Preparing for a Data Breach
The increasing frequency of cyber attacks against companies of all sizes and the consequent disclosure of user information gathered by the attacker has led to an explosion of data breach regulations around the world. It’s important for your business to understand what data breach notification is and the expectations set out by data breach laws and regulations.
It’s long been regarded by information security professionals that it’s not a questions of “if” you suffer a data breach it is just a matter of “when.” The inevitability of a data breach makes it a risk you need to understand. Don’t be complacent when there isn’t much of a threat of a data breach: As soon as your service or site becomes the “in thing” and growth booms, that is when you become the likely target. And it is precisely at that time when you don’t have the bandwidth to figure out how to react. Plan ahead and be ready to execute your plan when the time comes.
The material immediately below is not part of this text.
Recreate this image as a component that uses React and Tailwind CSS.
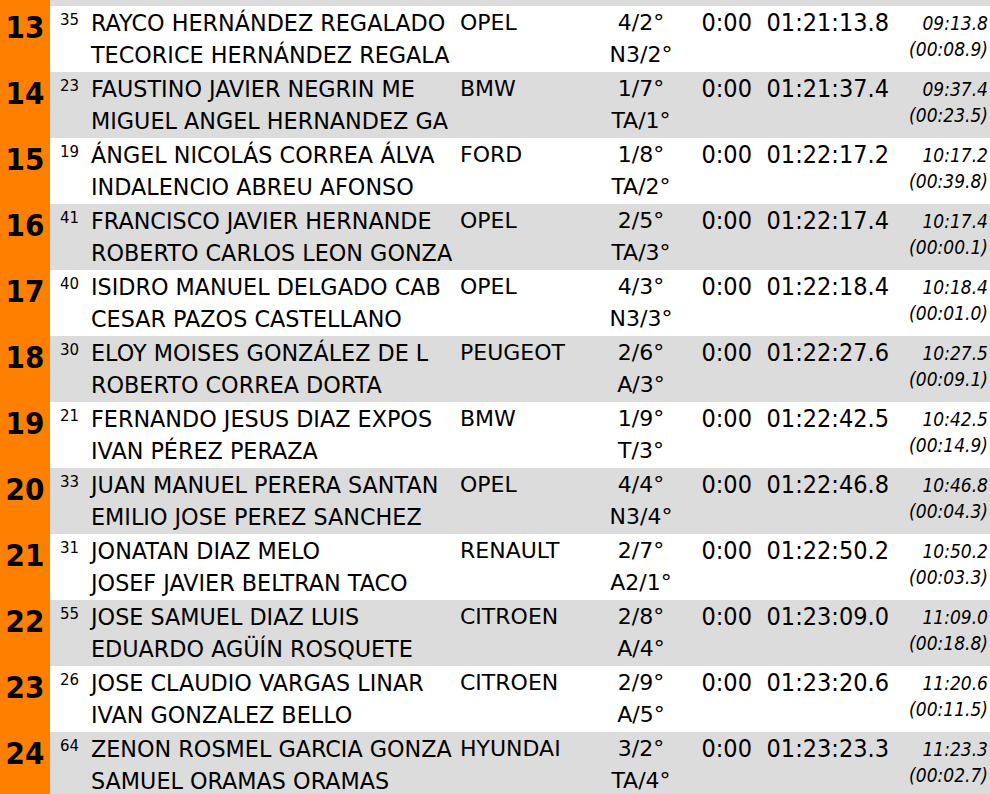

A data breach is a significant event, and reacting poorly could result in disastrous public relations, but there are serious legal obligations as well. It goes without saying that you should always work towards minimizing the risk of a data breach. Those things include limiting what personal information you collect, being careful about how it gets disseminated throughout your systems, minimizing the length of time your store the information and doing what you can to limit access as well as encrypt the storage. In addition you also need to be diligent about protecting and monitoring your systems, and have a planned response to an incident.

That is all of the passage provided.